In a posting on Twitter by Maersk the company’s head of positioning, risk management and climate change, group sustainability, John Kornerup Bang, said: “Shipping is out of the latest draft. We are disappointed and hope it will be reintroduced before COP21 ends.”
 
However, this omission does not mean shipping will definitely be spared from regulation as a result of COP 21. 
 
The newest draft is 29 pages, while the draft from Saturday was 48 pages, and in the past when such dramatic reductions occurred, countries would often reinsert the portions they valued most, the BBC reported.
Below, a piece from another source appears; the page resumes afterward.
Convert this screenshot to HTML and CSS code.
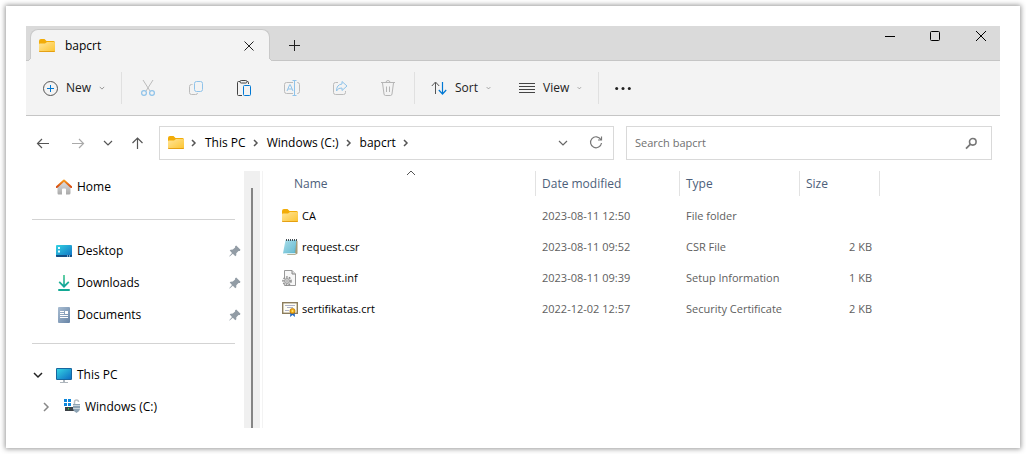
FILE: index.html
```html
<!DOCTYPE html>
<html lang="en">
<head>
<meta charset="utf-8">
<title>bapcrt</title>
<link rel="stylesheet" href="styles.css">
</head>
<body>
<svg class="defs" aria-hidden="true">
  <defs>
    <linearGradient id="g-folder" x1="0" y1="0" x2="1" y2="1"><stop offset="0" stop-color="#ffe59a"/><stop offset="1" stop-color="#fcc42f"/></linearGradient>
    <linearGradient id="g-screen" x1="0" y1="0" x2="1" y2="1"><stop offset="0" stop-color="#34d3e2"/><stop offset="1" stop-color="#0e6fc4"/></linearGradient>
    <linearGradient id="g-wall" x1="0" y1="0" x2="0" y2="1"><stop offset="0" stop-color="#e2e2e2"/><stop offset="1" stop-color="#a9a9a9"/></linearGradient>
    <linearGradient id="g-roof" x1="0" y1="0" x2="0" y2="1"><stop offset="0" stop-color="#f79a1c"/><stop offset="1" stop-color="#d5480f"/></linearGradient>
    <linearGradient id="g-down" x1="0" y1="0" x2="0" y2="1"><stop offset="0" stop-color="#3bc48c"/><stop offset="1" stop-color="#0b9f9b"/></linearGradient>
    <linearGradient id="g-doc" x1="0" y1="0" x2="1" y2="1"><stop offset="0" stop-color="#a9bdd2"/><stop offset="1" stop-color="#6784a6"/></linearGradient>
    <linearGradient id="g-note" x1="0" y1="0" x2="1" y2="1"><stop offset="0" stop-color="#b5e4ee"/><stop offset="1" stop-color="#54b2cc"/></linearGradient>
    <symbol id="folder" viewBox="0 0 16 16"><path d="M0 3Q0 1 2 1H5.500L7.500 3H14.500Q16 3 16 4.500V7H0Z" fill="#f2ac08"/><path d="M0 6.500Q0 5.500 1 5.500H6L8 4H15Q16 4 16 5V13Q16 14 15 14H1Q0 14 0 13Z" fill="url(#g-folder)"/><path d="M0 12.800Q.2 14 1 14H15Q15.800 14 16 12.800Q15.500 13.200 15 13.200H1Q.5 13.200 0 12.800Z" fill="#dd9100"/></symbol>
    <symbol id="chev-down" viewBox="0 0 16 16"><path d="M4 6L8 10L12 6" fill="none" stroke="currentColor" stroke-width="1.200"/></symbol>
    <symbol id="chev-small" viewBox="0 0 8 8"><path d="M1 2.500L4 5.500L7 2.500" fill="none" stroke="currentColor"/></symbol>
    <symbol id="chev-right" viewBox="0 0 16 16"><path d="M6 5L9 8L6 11" fill="none" stroke="currentColor" stroke-width="1.500"/></symbol>
    <symbol id="close" viewBox="0 0 16 16"><path d="M3.500 3.500L12.500 12.500M12.500 3.500L3.500 12.500" fill="none" stroke="currentColor"/></symbol>
    <symbol id="pin" viewBox="0 0 16 16"><path d="M9.200 2.500L13.500 6.800L12.800 8L11.500 7.900L9.300 10.200V12.300L8.300 13.200L5.800 10.700L2.700 13.600L2.200 13.300L5 9.900L2.700 7.500L3.600 6.700L5.800 6.600L8.100 4.400L8.100 3.200Z" fill="#929ca5"/></symbol>
  </defs>
</svg>
<main class="frame">
  <header class="titlebar">
    <div class="tab">
      <svg class="icon"><use href="#folder"/></svg>
      <span class="tab-title">bapcrt</span>
      <button class="tab-close" aria-label="Close tab"><svg class="icon"><use href="#close"/></svg></button>
    </div>
    <button class="tab-add" aria-label="New tab"><svg class="icon" viewBox="0 0 16 16"><path d="M8.500 3V14M3 8.500H14" fill="none" stroke="currentColor"/></svg></button>
    <div class="window-controls">
      <button aria-label="Minimize"><svg class="icon" viewBox="0 0 16 16"><path d="M4 8.500H14" stroke="#000"/></svg></button>
      <button aria-label="Maximize"><svg class="icon" viewBox="0 0 16 16"><rect x="3.500" y="3.500" width="9" height="9" rx="1" fill="none" stroke="#000"/></svg></button>
      <button aria-label="Close"><svg class="icon" viewBox="0 0 16 16"><path d="M3 3L13 13M13 3L3 13" stroke="#000"/></svg></button>
    </div>
  </header>

  <div class="toolbar">
    <button class="menu-button"><svg class="icon" viewBox="0 0 16 16" fill="none"><circle cx="8.500" cy="8.500" r="7" stroke="#555"/><path d="M8.500 5V12M5 8.500H12" stroke="#0078d4"/></svg>New<svg class="chev"><use href="#chev-small"/></svg></button>
    <span class="divider"></span>
    <div class="tools">
      <button aria-label="Cut" disabled><svg class="icon" viewBox="0 0 16 16" fill="none"><path d="M3 0L10 11M13 0L6 11" stroke="#bbb"/><g stroke="#8fc3ea" stroke-width="1.200"><circle cx="4" cy="13" r="2.400"/><circle cx="12" cy="13" r="2.400"/></g></svg></button>
      <button aria-label="Copy" disabled><svg class="icon" viewBox="0 0 16 16" fill="none"><path d="M4.500 4.500H3.500Q1.500 4.500 1.500 6.500V12.500Q1.500 14.500 3.500 14.500H7.500Q9.500 14.500 9.500 13" stroke="#bbb"/><rect x="6.500" y="1.500" width="8" height="10" rx="2" stroke="#8fc3ea"/></svg></button>
      <button aria-label="Paste"><svg class="icon" viewBox="0 0 16 16" fill="none"><path d="M6 15.500H2.500Q1.500 15.500 1.500 14.500V2.500Q1.500 1.500 2.500 1.500H4M11 1.500H11.500Q12.500 1.500 12.500 2.500V4" stroke="#444"/><rect x="4" y=".5" width="7" height="2.500" rx="1.200" stroke="#444"/><rect x="7.500" y="5.500" width="7" height="10" rx="1" stroke="#0078d4"/></svg></button>
      <button aria-label="Rename" disabled><svg class="icon" viewBox="0 0 16 16" fill="none"><path d="M9 2.500H2.500Q.5 2.500 .5 4.500V11.500Q.5 13.500 2.500 13.500H9M13 2.500H13.500Q15.500 2.500 15.500 4.500V11.500Q15.500 13.500 13.500 13.500H13" stroke="#bbb"/><path d="M3 11L5.700 4.700H6.300L9 11M4 9H8M8.500 .5H12.500M8.500 15.500H12.500M10.500 .5V15.500" stroke="#8fc3ea"/></svg></button>
      <button aria-label="Share" disabled><svg class="icon" viewBox="0 0 16 16" fill="none"><path d="M6 2.500H3.500Q1.500 2.500 1.500 4.500V12.500Q1.500 14.500 3.500 14.500H11.500Q13.500 14.500 13.500 12.500V11" stroke="#bbb"/><path d="M10 1.500L15 6L10 10.500V8Q6 7.500 4.500 11Q4.500 4.500 10 4Z" stroke="#8fc3ea" stroke-linejoin="round"/></svg></button>
      <button aria-label="Delete" disabled><svg class="icon" viewBox="0 0 16 16" fill="none" stroke="#b5b5b5"><path d="M1 2.500H15M2.500 3L4 14Q4.200 15.500 5.500 15.500H10.500Q11.800 15.500 12 14L13.500 3M6 2.500Q6 .5 8 .5Q10 .5 10 2.500M6.500 6.500V12M9.500 6.500V12"/></svg></button>
    </div>
    <span class="divider"></span>
    <button class="menu-button sort"><svg class="icon" viewBox="0 0 16 16" fill="none"><path d="M4.500 14V2.500M.8 6L4.500 2L8.200 6" stroke="#555"/><path d="M11.500 2V13.500M7.800 10L11.500 14L15.200 10" stroke="#0078d4" stroke-width="1.200"/></svg>Sort<svg class="chev"><use href="#chev-small"/></svg></button>
    <button class="menu-button"><svg class="icon" viewBox="0 0 16 16"><path d="M0 3.500H16M0 6.500H16M0 9.500H16M0 12.500H16" stroke="#444"/></svg>View<svg class="chev"><use href="#chev-small"/></svg></button>
    <span class="divider"></span>
    <button class="more" aria-label="See more"><svg class="icon" viewBox="0 0 16 16" fill="#222"><circle cx="1.700" cy="8.500" r="1.500"/><circle cx="8" cy="8.500" r="1.500"/><circle cx="14.300" cy="8.500" r="1.500"/></svg></button>
  </div>

  <div class="navbar">
    <div class="history">
      <button aria-label="Back"><svg class="icon" viewBox="0 0 16 16"><path d="M14 8.500H2.500M7 4L2.500 8.500L7 13" fill="none" stroke="#555" stroke-width="1.200"/></svg></button>
      <button aria-label="Forward"><svg class="icon" viewBox="0 0 16 16"><path d="M1 8.500H12.500M8 4L12.500 8.500L8 13" fill="none" stroke="#aaa" stroke-width="1.200"/></svg></button>
      <button class="recent" aria-label="Recent locations"><svg class="icon"><use href="#chev-down"/></svg></button>
      <button aria-label="Up"><svg class="icon" viewBox="0 0 16 16"><path d="M8.500 14V3M3.500 8L8.500 3L13.500 8" fill="none" stroke="#555" stroke-width="1.200"/></svg></button>
    </div>
    <nav class="address" aria-label="Address">
      <svg class="icon"><use href="#folder"/></svg>
      <svg class="crumb-sep"><use href="#chev-right"/></svg>
      <a href="#">This PC</a>
      <svg class="crumb-sep"><use href="#chev-right"/></svg>
      <a href="#">Windows (C:)</a>
      <svg class="crumb-sep"><use href="#chev-right"/></svg>
      <a href="#">bapcrt</a>
      <svg class="crumb-sep"><use href="#chev-right"/></svg>
      <div class="address-actions">
        <button aria-label="Previous locations"><svg class="icon"><use href="#chev-down"/></svg></button>
        <button aria-label="Refresh"><svg class="icon" viewBox="0 0 16 16"><path d="M12.800 4.500A5.500 5.500 0 1 0 13.500 8M13.500 1.500V5H10" fill="none" stroke="#777" stroke-width="1.200"/></svg></button>
      </div>
    </nav>
    <div class="search">
      <input type="text" placeholder="Search bapcrt" aria-label="Search bapcrt">
      <button aria-label="Search"><svg class="icon" viewBox="0 0 16 16"><circle cx="9.800" cy="6.800" r="3.300" fill="none" stroke="#777" stroke-width="1.600"/><path d="M7.500 9.200L3 13.700" stroke="#777" stroke-width="1.800"/></svg></button>
    </div>
  </div>

  <div class="body">
    <aside class="sidebar">
      <nav class="tree" aria-label="Folders">
        <a class="item" href="#"><svg class="icon" viewBox="0 0 16 16"><path d="M1.500 7L8 1.500L14.500 7V14Q14.500 15.500 13 15.500H10V10.500Q10 9.500 9 9.500H7Q6 9.500 6 10.500V15.500H2.500Q1.500 15.500 1.500 14Z" fill="url(#g-wall)"/><path d="M.8 8L8 1.500L15.200 8" fill="none" stroke="url(#g-roof)" stroke-width="2" stroke-linejoin="round" stroke-linecap="round"/></svg>Home</a>
        <hr>
        <a class="item" href="#"><svg class="icon" viewBox="0 0 16 16"><rect y="2" width="16" height="12" rx="1" fill="url(#g-screen)"/><path d="M0 12H16V13Q16 14 15 14H1Q0 14 0 13Z" fill="#124f87"/><path d="M2 4H4V6H2ZM2 7.500H4V9.500H2ZM11 12.500H12V13.500H11ZM13 12.500H14V13.500H13Z" fill="#e7fbff"/></svg>Desktop<svg class="pin"><use href="#pin"/></svg></a>
        <a class="item" href="#"><svg class="icon" viewBox="0 0 16 16"><path d="M7.200 0H8.800V9.600L12.200 6.200L13.400 7.500L8 13L2.600 7.500L3.800 6.200L7.200 9.600Z" fill="url(#g-down)"/><rect x="2" y="14" width="12" height="2" rx="1" fill="#12a994"/></svg>Downloads<svg class="pin"><use href="#pin"/></svg></a>
        <a class="item" href="#"><svg class="icon" viewBox="0 0 16 16"><rect x="2" width="12" height="16" rx="1" fill="url(#g-doc)"/><path d="M4 4H8V5H4ZM4 6H8V7H4ZM9 4H12V7H9ZM4 8H12V9H4ZM4 10H12V11H4Z" fill="#fff"/></svg>Documents<svg class="pin"><use href="#pin"/></svg></a>
        <hr class="close-rule">
        <a class="item" href="#"><svg class="twist" viewBox="0 0 16 16"><path d="M4 6L8 10L12 6" fill="none" stroke="#222" stroke-width="1.500"/></svg><svg class="icon" viewBox="0 0 16 16"><path d="M7 13H9V15H12V16H4V15H7Z" fill="#aeb6bd"/><rect y="1" width="16" height="12" rx="1" fill="#17669f"/><rect x="1" y="2" width="14" height="10" fill="url(#g-screen)"/></svg>This PC</a>
        <a class="item child" href="#"><svg class="twist" viewBox="0 0 16 16"><path d="M6 4L10 8L6 12" fill="none" stroke="#888" stroke-width="1.500"/></svg><svg class="icon" viewBox="0 0 16 16"><path d="M0 0H3V3H0ZM4 0H7V3H4ZM0 4H3V7H0ZM4 4H7V7H4Z" fill="#0b86dc"/><path d="M1 8H11V12H1Z" fill="#3b4146"/><path d="M4 9H5V10.500H4Z" fill="#39df46"/><path d="M10.500 5V3Q10.500 1 12.500 1Q14.500 1 14.500 3" fill="none" stroke="#b9bfc4" stroke-width="1.500"/><path d="M9 5H16V10Q16 12 12.500 14Q9 12 9 10Z" fill="#8da3b4"/><path d="M9 6.500H16M9 9.500H16" stroke="#c9d4dc"/></svg>Windows (C:)</a>
      </nav>
      <div class="scrollbar"><div class="thumb"></div></div>
    </aside>

    <section class="files">
      <table>
        <thead><tr>
          <th class="name"><span>Name<svg class="sort-mark" viewBox="0 0 16 16"><path d="M4 10L8 6L12 10" fill="none" stroke="#555"/></svg></span></th>
          <th class="date"><span>Date modified</span></th>
          <th class="type"><span>Type</span></th>
          <th class="size"><span>Size</span></th>
        </tr></thead>
        <tbody>
          <tr><td><a class="file" href="#"><svg class="icon"><use href="#folder"/></svg>CA</a></td><td>2023-08-11 12:50</td><td>File folder</td><td></td></tr>
          <tr><td><a class="file" href="#"><svg class="icon" viewBox="0 0 16 16"><path d="M13.500 1L15.500 2V14.500L13 16H5Z" fill="#a79c78"/><path d="M3.500 1H14.500L13 14.500H1Z" fill="url(#g-note)"/><path d="M4 4H13M3.700 6H13M3.400 8H12.700M3 10H12.400M2.700 12H12" stroke="#8fcddd" stroke-width=".6"/><path d="M1 14H13L14.500 15.200H3Z" fill="#d7f0f5"/><path d="M4.500 0V2M6.500 0V2M8.500 0V2M10.500 0V2M12.500 0V2M14.500 0V2" stroke="#454f55"/></svg>request.csr</a></td><td>2023-08-11 09:52</td><td>CSR File</td><td>2 KB</td></tr>
          <tr><td><a class="file" href="#"><svg class="icon" viewBox="0 0 16 16"><path d="M2.500 .5H10L13.500 4V15.500H2.500Z" fill="#f7f7f7" stroke="#999"/><path d="M10 .5V4H13.500" fill="#ddd" stroke="#888"/><circle cx="5" cy="11" r="4" fill="#f2f2f2" stroke="#888" stroke-width="1.500" stroke-dasharray="1.700 1.200"/><circle cx="5" cy="11" r="2.500" fill="#ddd" stroke="#999"/><circle cx="5" cy="11" r="1" fill="#fff" stroke="#777" stroke-width=".5"/></svg>request.inf</a></td><td>2023-08-11 09:39</td><td>Setup Information</td><td>1 KB</td></tr>
          <tr><td><a class="file" href="#"><svg class="icon" viewBox="0 0 16 16"><rect x=".7" y="1.700" width="14.600" height="10.600" fill="#fffef5" stroke="#8c7d5c" stroke-width="1.400"/><path d="M3 4.500H13M5 6.500H11M3 9.500H7" stroke="#9ba0bf" stroke-width=".8"/><path d="M8.500 11H12.500L13 16L10.500 14L8 16Z" fill="#1e68c6"/><circle cx="10.500" cy="10" r="2.600" fill="#efaa16" stroke="#b87409" stroke-width=".7"/><circle cx="10.500" cy="10" r="1" fill="#ffe36c"/></svg>sertifikatas.crt</a></td><td>2022-12-02 12:57</td><td>Security Certificate</td><td>2 KB</td></tr>
        </tbody>
      </table>
    </section>
  </div>
</main>
</body>
</html>
```
FILE: styles.css
```css
* { box-sizing: border-box; }

body {
  margin: 0;
  padding: 6px;
  background: #fff;
  color: #000;
  font: 12px/16px "Open Sans", "Noto Sans", sans-serif;
}

.defs { position: absolute; width: 0; height: 0; }

button {
  display: flex;
  align-items: center;
  justify-content: center;
  padding: 0;
  border: 0;
  background: none;
  color: #222;
  font: inherit;
}

a { color: inherit; text-decoration: none; }

.icon { flex: none; width: 16px; height: 16px; }

.frame {
  padding: 20px;
  background: #fff;
  box-shadow: 0 0 5px 1px #999;
}

/* Title bar */
.titlebar {
  display: flex;
  height: 35px;
  padding: 3px 0 0 4px;
  background: #dadada;
  box-shadow: inset 0 -1px #c5c5c5;
}

.tab {
  display: flex;
  position: relative;
  align-items: center;
  gap: 10px;
  width: 240px;
  padding: 0 12px 0 8px;
  border: 1px solid #c9c9c9;
  border-bottom: 0;
  border-radius: 8px 8px 0 0;
  background: #f3f3f3;
}

/* Flared feet where the tab meets the command bar */
.tab::before, .tab::after {
  content: "";
  position: absolute;
  bottom: 0;
  width: 4px;
  height: 4px;
}

.tab::before {
  right: 100%;
  background: radial-gradient(circle at 0 0, #dadada 3px, #c9c9c9 3px, #c9c9c9 4px, #f3f3f3 4px);
}

.tab::after {
  left: 100%;
  background: radial-gradient(circle at 100% 0, #dadada 3px, #c9c9c9 3px, #c9c9c9 4px, #f3f3f3 4px);
}

.tab-close { margin-left: auto; }
.tab-add { width: 48px; }

.window-controls {
  display: flex;
  gap: 8px;
  height: 14px;
  margin-left: auto;
}

.window-controls button { width: 38px; }

/* Command bar */
.toolbar {
  display: flex;
  align-items: center;
  height: 55px;
  border-bottom: 1px solid #c5c5c5;
  background: #f3f3f3;
}

.menu-button {
  justify-content: flex-start;
  gap: 8px;
  width: 95px;
  height: 32px;
  padding: 0 16px;
}

.menu-button.sort { width: 88px; padding-right: 12px; }

.chev { width: 8px; height: 8px; margin-left: auto; color: #777; }

.divider { width: 1px; height: 32px; background: #e0e0e0; }

.tools { display: flex; padding: 0 2px; }
.tools button, .more { width: 48px; height: 32px; }

/* Address and search */
.navbar {
  display: flex;
  align-items: center;
  padding: 10px 8px 11px 1px;
}

.history { display: flex; gap: 4px; margin-right: 6px; }
.history button { width: 32px; height: 32px; color: #555; }
.history .recent { width: 18px; }

.address, .search {
  display: flex;
  align-items: center;
  height: 34px;
  border: 1px solid #d9d9d9;
}

.address { flex: 455 1 455px; padding: 0 9px 0 8px; }
.search { flex: 366 1 366px; margin-left: 12px; padding: 0 12px 0 8px; }

.crumb-sep { width: 16px; height: 16px; margin: 0 3px 0 2px; color: #555; }
.address-actions { display: flex; gap: 17px; margin-left: auto; }
.address-actions button { color: #666; }

.search input {
  flex: 1;
  min-width: 0;
  padding: 0;
  border: 0;
  outline: 0;
  background: none;
  color: #222;
  font: inherit;
  font-size: 11px;
}

.search input::placeholder { color: #707070; opacity: 1; }

/* Folder tree */
.body { display: flex; }

.sidebar {
  display: flex;
  width: 237px;
  border-right: 1px solid #f3f3f3;
}

.tree { flex: 1; padding-bottom: 5px; }

.item {
  display: flex;
  align-items: center;
  gap: 5px;
  height: 32px;
  padding: 0 1px 0 30px;
}

.item .twist { width: 16px; height: 16px; margin: 0 5px 0 -26px; }
.item.child { padding-left: 38px; }
.pin { width: 16px; height: 16px; margin-left: auto; }

hr {
  height: 1px;
  margin: 16px 9px 15px 6px;
  border: 0;
  background: #d3d3d3;
}

hr.close-rule { margin-top: 12px; }

.scrollbar {
  width: 16px;
  margin-right: 2px;
  padding: 17px 7px 0;
  background: #f0f0f0;
}

.thumb { height: 100%; background: #858585; }

/* File list */
.files { flex: 1; }

table { width: 617px; border-spacing: 0; table-layout: fixed; }
th, td { padding: 0; text-align: left; }
th { padding-bottom: 4px; color: #4c607a; font-weight: 400; }

th span {
  display: flex;
  position: relative;
  align-items: center;
  height: 25px;
  padding-left: 6px;
  border-right: 1px solid #e2e2e2;
}

.name span { padding-left: 31px; }
.name { width: 273px; }
.date { width: 144px; }
.type { width: 120px; }

.sort-mark { position: absolute; top: -6px; left: 140px; width: 16px; height: 16px; }

td { height: 31px; padding-left: 6px; color: #606060; font-size: 11px; }
td:first-child { padding-left: 19px; }
td:last-child { padding-right: 8px; text-align: right; }

.file { display: flex; align-items: center; gap: 4px; color: #000; }
```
With two more days of negotiations left, it is still possible the language in question resurfaces.
 
Officials from Europe, which has pushed particularly hard for a reference to the shipping and aviation sectors, said they hadn't given up.
 
"I don't know who got it out but we are fighting for it to be put back in," EU Energy and Climate Commissioner Miguel Arias Canete told Reuters. He said not having shipping and aviation in the new text was a "a step backwards".
 
The absence of shipping from the latest draft deal is good news for the UN’s International Maritime Organization and shipping groups such as the International Chamber of Shipping (ICS), who have supported the need for a global climate change deal but argue that the IMO is the best and only place for regulations and discussion on shipping’s contribution to global CO2 emissions.
 
Observers feel that maritime shipping emissions must be part of the global solution. This has been made clear in Paris with significant side events dedicated to shipping. Maritime shipping is the most used means of transport around the world. About 90% of all international exchanges go through maritime shipping. In 2014, about 10 billion tons of cargo were moved by sea.